South Korean Foreign Minister Ban Ki-Moon was on course to become the next UN
chief after he won crucial backing from the five veto-wielding members of the
Security Council in a decisive straw poll.
South Korea's Foreign Minister Ban
Ki-Moon arrives at his office in Seoul October 3, 2006. South Korea's
Foreign Minister Ban Ki-Moon was virtually assured on Monday of succeeding
Kofi Annan as U.N. secretary-general, emerging as the only candidate
without a veto in a final informal Security Council poll.
After the informal secret-ballot vote, India's candidate, UN under secretary
general for communications and public information Shashi Tharoor, who finished
second to Ban, offered his warmest congratulations to the winner.
"It is clear that he (Ban) will be our next secretary general," Tharoor said.
"I wish Mr Ban every success in that task. I will strongly support him."
"It is quite clear from today's straw poll that minister Ban Ki-Moon is the
candidate that the Security Council will recommend" to the General Assembly,
China's UN envoy Wang Guangya also told reporters.
Monday's crucial informal poll was the first to differentiate ballot sheets
used by the council's 10 non-permanent members from those of the five
veto-wielding permanent members.
The council's so-called "Big Five" used blue ballot sheets while their
non-permanent counterparts cast white ones, according to diplomats.
The 15-member council did not release an official tally for Monday's poll,
the fourth since July. Members had the options of casting "encouraging",
"discouraging" and "no opinion" ballots.
Qatari Ambassador Nasser al-Nasser said 14 of the council's 15 members voted
in favor of Ban, while the 15th member cast a "no opinion" vote.
All five permanent members -- Britain, China, France, Russia and the United
States -- endorsed Ban, diplomats said. A negative vote from any of the
so-called "Big Five" would have doomed his chances.
Another diplomat, who spoke on condition of anonymity, said Tharoor got 10
favorable votes, three against -- including one from a veto-wielding member --
and two "no opinion" ballots.
Third was Latvian President Vaira Vike-Freiberga, the only woman and the only
European in the six-person field, who got five votes in favor, six against --
including two from permanent members -- and four abstentions.
Based on the results, US Ambassador to the UN John Bolton said he urged the
council to decide "as soon as possible, this week hopefully" when to schedule a
formal vote on who will succeed Kofi Annan when the Ghanaian UN chief steps down
at the end of December after 10 years in office.
"It was sufficiently clear that all members of the council agreed we would
move to a formal vote on Monday," Bolton said. "The United States is very
pleased with the outcome."
Japan's UN envoy Kenzo Oshima, the council president for October, confirmed
that a formal vote was likely to be held early next week, saying a final
decision would be made during consultations Tuesday.

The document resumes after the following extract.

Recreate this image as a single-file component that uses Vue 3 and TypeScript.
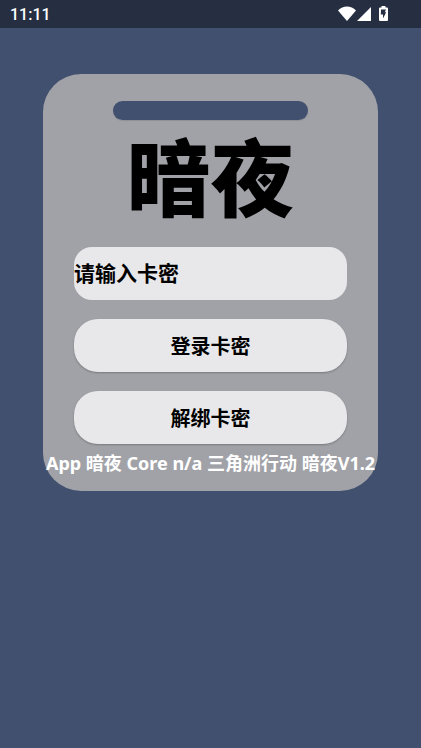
<script setup lang="ts">
import { ref } from 'vue'

const time = ref('11:11')
const cardKey = ref('')
const info = 'App 暗夜 Core n/a 三角洲行动 暗夜V1.2'
</script>

<template>
  <div class="screen">
    <header class="status">
      <time>{{ time }}</time>
      <div class="icons">
        <svg width="18" height="15" viewBox="0 0 18 15" aria-hidden="true">
          <path d="M0 4.5C5 -.7 13 -.7 18 4.5L9 15Z" fill="#fff" />
        </svg>
        <svg width="14" height="14" viewBox="0 0 14 14" aria-hidden="true">
          <path d="M14 0V14H0Z" fill="#fff" />
        </svg>
        <svg class="battery" width="9" height="15" viewBox="0 0 9 15" aria-hidden="true">
          <path d="M2.5 0H6.5V1.5H8Q9 1.5 9 2.5V14Q9 15 8 15H1Q0 15 0 14V2.5Q0 1.5 1 1.5H2.5Z" fill="#fff" />
          <path d="M2 3.5H7L5.8 6.2H7.2L4 12.5V8.5H1.8Z" fill="#262f42" />
        </svg>
      </div>
    </header>
    <main class="stage">
      <form class="card" @submit.prevent>
        <div class="slot"></div>
        <h1>暗夜</h1>
        <input v-model="cardKey" class="field" type="text" placeholder="请输入卡密" aria-label="请输入卡密" />
        <button class="action" type="submit">登录卡密</button>
        <button class="action" type="button">解绑卡密</button>
        <p>{{ info }}</p>
      </form>
    </main>
  </div>
</template>

<style>
body {
  background: #41506f;
}
</style>

<style scoped>
.screen {
  min-height: 100vh;
  background: #41506f;
  font-family: "Noto Sans", "Noto Sans CJK SC", sans-serif;
}
.status {
  display: flex;
  align-items: center;
  justify-content: space-between;
  box-sizing: border-box;
  height: 28px;
  padding: 1px 33px 0 10px;
  background: #262f42;
  color: #fff;
  font: 500 16px/28px Roboto, sans-serif;
}
.icons {
  display: flex;
  align-items: center;
  gap: 1px;
  padding-bottom: 2px;
}
.battery {
  margin-left: 7px;
}
.stage {
  padding: 46px 43px;
}
.card {
  display: flex;
  flex-direction: column;
  box-sizing: border-box;
  padding: 27px 31px 16px;
  border-radius: 38px;
  background: #a1a2a7;
}
.slot {
  align-self: center;
  width: 195px;
  height: 19px;
  border-radius: 10px;
  background: #41506f;
  box-shadow: 0 1px 1px #8e9097;
}
h1 {
  margin: 4px 0 23px;
  color: #000;
  font-family: "Noto Sans CJK SC", sans-serif;
  font-weight: 900;
  font-size: 84px;
  line-height: 100px;
  text-align: center;
}
.field,
.action {
  box-sizing: border-box;
  width: 100%;
  height: 53px;
  margin: 0 0 19px;
  border: 0;
  background: #e8e8ea;
  color: #000;
  font-family: "Noto Sans CJK SC", sans-serif;
  font-weight: 700;
}
.field {
  padding: 0 0 4px;
  border-radius: 18px;
  font-size: 21px;
}
.field::placeholder {
  color: #000;
  opacity: 1;
}
.action {
  padding: 0;
  border-radius: 24px;
  font-size: 20px;
  box-shadow: 0 1px 2px rgba(0, 0, 0, 0.25);
}
p {
  margin: -12px -31px 0;
  color: #fff;
  font-family: "Noto Sans", "Noto Sans CJK SC", sans-serif;
  font-weight: 700;
  font-size: 18px;
  line-height: 24px;
  text-align: center;
  white-space: nowrap;
}
</style>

Bolton said he "would be surprised' if new candidates were to throw their
hats into the ring at this late stage.
The 62-year-old Ban, who won the three previous straw polls by a wide margin,
is thus one step closer to becoming the world body's eighth secretary general.
The three other candidates in Monday's poll were Surakiart Sathirathai,
deputy premier in the ousted Thai government; Jordan's UN ambassador Prince Zeid
al-Hussein; and Afghanistan's former finance minister Ashraf Ghani.
Under the UN Charter, the secretary general is elected by the 192-member
General Assembly on the recommendation of the Security Council.
After its formal vote early next week, the Security Council is to relay its
choice to the General Assembly for endorsement.
There is a broad consensus in the world body that an Asian must lead the
organization in line with an unwritten rule of geographic rotation.
Asia has not held the post since U Thant, a Burmese, served from 1961-1971.
Last week, a confident Ban traveled to New York to lobby for public support
and laid out his vision for a revamped world body in the 21st century.
And in an interview with AFP from Seoul Monday, he reiterated that the most
urgent issue confronting the UN was "management reform, regaining the trust and
confidence of member states and major stakeholders."
He said UN activities were overstretched because of the ineffective delivery
of some services.
"We need to consolidate, coordinate, reduce the overlap between agencies ...
We need to promise less and deliver more."